(REQUIREMENTS) Every line below should be copied exactly; drop the pictures.
━━━ GIVEN INFORMATION
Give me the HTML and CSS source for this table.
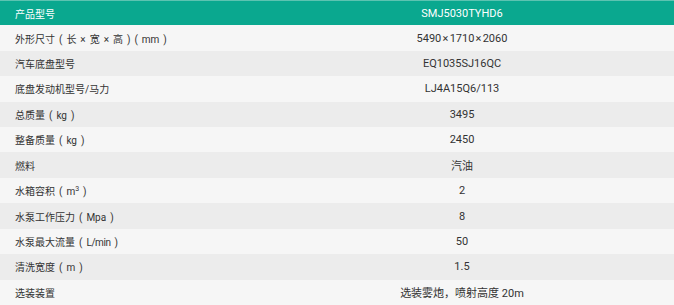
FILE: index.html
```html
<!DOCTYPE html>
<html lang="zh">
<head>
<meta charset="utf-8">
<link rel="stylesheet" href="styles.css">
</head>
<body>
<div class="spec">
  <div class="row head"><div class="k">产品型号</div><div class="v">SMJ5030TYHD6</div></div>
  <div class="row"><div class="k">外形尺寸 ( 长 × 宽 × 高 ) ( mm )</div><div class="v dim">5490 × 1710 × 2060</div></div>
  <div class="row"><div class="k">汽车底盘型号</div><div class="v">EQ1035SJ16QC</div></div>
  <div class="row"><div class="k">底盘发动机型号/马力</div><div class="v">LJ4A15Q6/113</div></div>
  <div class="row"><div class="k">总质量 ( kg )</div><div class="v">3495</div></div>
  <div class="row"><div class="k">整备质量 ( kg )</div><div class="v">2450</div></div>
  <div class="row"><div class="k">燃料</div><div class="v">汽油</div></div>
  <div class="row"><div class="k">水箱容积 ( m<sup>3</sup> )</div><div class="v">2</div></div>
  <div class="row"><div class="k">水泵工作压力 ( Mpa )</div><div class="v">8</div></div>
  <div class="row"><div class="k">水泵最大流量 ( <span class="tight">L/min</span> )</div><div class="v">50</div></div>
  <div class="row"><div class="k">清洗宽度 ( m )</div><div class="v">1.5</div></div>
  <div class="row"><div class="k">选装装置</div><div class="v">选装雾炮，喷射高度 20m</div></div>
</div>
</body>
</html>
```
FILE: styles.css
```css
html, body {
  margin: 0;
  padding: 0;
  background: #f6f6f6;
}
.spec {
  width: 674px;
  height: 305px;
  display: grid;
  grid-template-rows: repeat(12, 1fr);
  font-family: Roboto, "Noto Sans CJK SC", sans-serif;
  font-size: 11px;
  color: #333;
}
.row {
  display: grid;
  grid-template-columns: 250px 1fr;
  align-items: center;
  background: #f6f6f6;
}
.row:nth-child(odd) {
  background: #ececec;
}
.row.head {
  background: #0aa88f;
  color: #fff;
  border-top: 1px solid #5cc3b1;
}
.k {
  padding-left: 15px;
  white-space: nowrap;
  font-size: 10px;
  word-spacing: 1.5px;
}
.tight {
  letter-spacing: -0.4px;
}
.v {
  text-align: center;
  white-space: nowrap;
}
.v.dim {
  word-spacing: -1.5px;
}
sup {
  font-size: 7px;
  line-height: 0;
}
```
━━━━━━
(SOLUTION BELOW)
Give me the HTML and CSS source for this table.
FILE: index.html
```html
<!DOCTYPE html>
<html lang="zh">
<head>
<meta charset="utf-8">
<link rel="stylesheet" href="styles.css">
</head>
<body>
<div class="spec">
  <div class="row head"><div class="k">产品型号</div><div class="v">SMJ5030TYHD6</div></div>
  <div class="row"><div class="k">外形尺寸 ( 长 × 宽 × 高 ) ( mm )</div><div class="v dim">5490 × 1710 × 2060</div></div>
  <div class="row"><div class="k">汽车底盘型号</div><div class="v">EQ1035SJ16QC</div></div>
  <div class="row"><div class="k">底盘发动机型号/马力</div><div class="v">LJ4A15Q6/113</div></div>
  <div class="row"><div class="k">总质量 ( kg )</div><div class="v">3495</div></div>
  <div class="row"><div class="k">整备质量 ( kg )</div><div class="v">2450</div></div>
  <div class="row"><div class="k">燃料</div><div class="v">汽油</div></div>
  <div class="row"><div class="k">水箱容积 ( m<sup>3</sup> )</div><div class="v">2</div></div>
  <div class="row"><div class="k">水泵工作压力 ( Mpa )</div><div class="v">8</div></div>
  <div class="row"><div class="k">水泵最大流量 ( <span class="tight">L/min</span> )</div><div class="v">50</div></div>
  <div class="row"><div class="k">清洗宽度 ( m )</div><div class="v">1.5</div></div>
  <div class="row"><div class="k">选装装置</div><div class="v">选装雾炮，喷射高度 20m</div></div>
</div>
</body>
</html>
```
FILE: styles.css
```css
html, body {
  margin: 0;
  padding: 0;
  background: #f6f6f6;
}
.spec {
  width: 674px;
  height: 305px;
  display: grid;
  grid-template-rows: repeat(12, 1fr);
  font-family: Roboto, "Noto Sans CJK SC", sans-serif;
  font-size: 11px;
  color: #333;
}
.row {
  display: grid;
  grid-template-columns: 250px 1fr;
  align-items: center;
  background: #f6f6f6;
}
.row:nth-child(odd) {
  background: #ececec;
}
.row.head {
  background: #0aa88f;
  color: #fff;
  border-top: 1px solid #5cc3b1;
}
.k {
  padding-left: 15px;
  white-space: nowrap;
  font-size: 10px;
  word-spacing: 1.5px;
}
.tight {
  letter-spacing: -0.4px;
}
.v {
  text-align: center;
  white-space: nowrap;
}
.v.dim {
  word-spacing: -1.5px;
}
sup {
  font-size: 7px;
  line-height: 0;
}
```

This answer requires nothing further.